In a ceremony to mark the 41st anniversary of the Oct. 8, 1968 rescue — and a few days after her 72nd birthday — Hemphill was honored Saturday with a medal and pin from the Newport News Fire Department. Nine Colorado Springs firefighters presented the laurels on the department’s behalf, surprising Hemphill just before a spaghetti dinner at her daughter’s Skyway home.
“I thought they were strippers,” she joked.
Hemphill — whose only notice at the time came from a brief mention in the local paper and a citation from her son’s Cub Scout troop — said she was home alone and ironing clothes when she spotted smoke at a neighbor’s trailer in the Warwick Mobile Homes Court outside Fort Eustis, Va.
Suddenly, she recalled, a 4-year-old boy ran outside, frantically shouting “Hey, Mom!
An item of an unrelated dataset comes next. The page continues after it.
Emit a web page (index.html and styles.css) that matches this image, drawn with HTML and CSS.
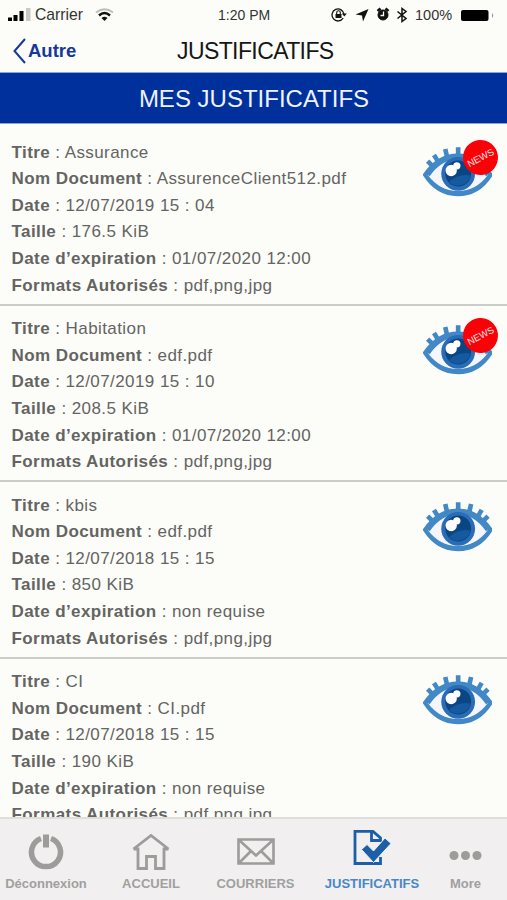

Hey, Mom!” But the boy’s mother was nowhere to be found, and the smoke was intensifying rapidly.
Hemphill said she ran to her neighbor’s front door but was driven back by smoke and flames after she opened it. She retreated to the rear of the trailer, entered through the back door and felt around in the smoke and darkness until she stumbled onto the youngest child.
“They were little ones, (ages) 1 and 2,” she said. “They weren’t coughing, they weren’t crying — nothing. I just grabbed them, each under one arm.”
The children safely tucked away, Hemphill ran outside and watched as flames spread through the home, destroying it before firefighters could arrive. She suffered burns to her face and arms but couldn’t bring herself to let go of the children when others came to help: “I was clinging onto them like crazy,” she said.
After telling her story Saturday, Hemphill posed for pictures with firefighters and was taken for spin around the block in a fire engine, with her three granddaughters in the back seat and her husband, retired Army Chief Warrant Officer 2 Ted Hemphill, smiling from the driveway. In a letter of commendation, Newport News Fire Chief Kenneth L. Jones praised Hemphill’s “extremely brave efforts.”
Even though it took four decades for a proper ceremony, Jones said, her accomplishment was “undiminished by time.”
Hemphill beamed as she received her medals.
“Oh this is so touching — this is awesome,” she said.